Where the Living is Simple

Carrie Hamilton - Ecuador


November 26, 2012

One month ago when I first arrived in my small Kichwa village of Alto Tena, my mind was blown. I simply could not fathom how unbearably slowly time passed in my community, and it was hard to imagine being able to spend six months living in a place where a day felt like a week, and a week felt like an eternity. The hours are long in Alto Tena, that’s for sure, but after being there for a few weeks I am beginning to see just how beautiful that is.

Every single morning, the people in my community wake up around 4AM. They go to drink the traditional cup of Guayusa, and then they begin their days either going to school or farming in the jungle. Sometimes they will return home for lunch, other times they will work through the daylight. By 6PM, everyone is home for dinner, and we all sit in la cocina to eat and chat, reminiscing on our days and the latest community gossip. By 7:30, everyone is in bed preparing for what will become of the next day.

The people work hard in Alto Tena; there is no doubt about that. In fact, I have never met a group of people that works harder. But there is also a degree of tranquility and simplicity that comes along with their way of life. They do spend hours and hours laboring away, but the attitude of the entire community is one of unlimited time and no pressure. Periodically throughout the day, people find time to share a laugh over someone tripping or stop by home to catch the latest fútbol game on TV. When one is tired, he or she rests. When one is hot, he or she bathes. When one is hungry, he or she eats. We didn’t repair the bridge today? That’s all right; there’s always tomorrow.

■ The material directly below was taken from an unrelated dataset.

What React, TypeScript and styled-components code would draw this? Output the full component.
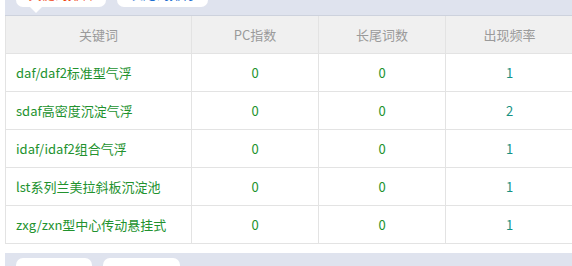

As I change my perspective, the days in Alto Tena are beginning to blur together, and I am able to appreciate spending my free time swimming in the river or just lounging in la cocina. Finally I can take the time to explore myself, pursue hobbies I’ve never had the time for before, and go out and learn to just be. I see this way of life as an opportunity, one that I may not have again for the rest of my life. As I sit here, sipping my cup of Guayusa and writing, I can’t help but appreciate: What an utterly beautiful simplicity this is.